Keeping Logistics Simple
The other consideration is sometimes you cannot wait for the “system”, sometimes you need it now. For all the power and capabilities of the US military, they make every effort to ensure you have what you need but those capabilities may not be the best available nor do they necessarily provide capabilities to make your job (mission) easier. Those “nice” to have items are on the individual soldier. In other words, the military likes to keep it simple, at least when it comes to logistics. What I see many times in the Prepper community is the opposite.

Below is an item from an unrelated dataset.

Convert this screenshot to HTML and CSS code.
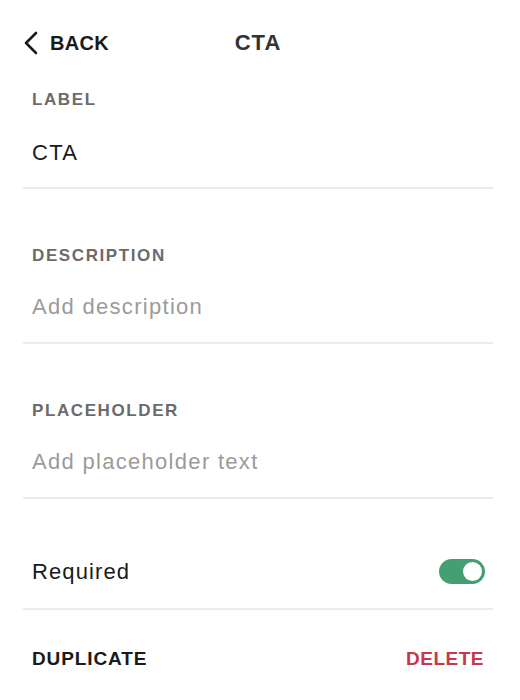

We don’t like to keep it simple but instead develop our own complex system(s) that have many built-in points of failure and require an even more complex logistics system to keep them operational.
Many preppers have elaborate systems in place for TEOTWAWKI but don’t have the logistical depth to keep those system functioning for an extended period of time. Again, having those systems is fine but we need to ensure that we have “Plan B” and a less sophisticated, less logistically needy back-ups in place and ready when “Plan A” no longer works.
So, are you keeping it simple or are you building in points of failure in your post-TEOTWAWKI preps and plans? Are you planning for and prepared to use less technologically advanced, old school tools and devices?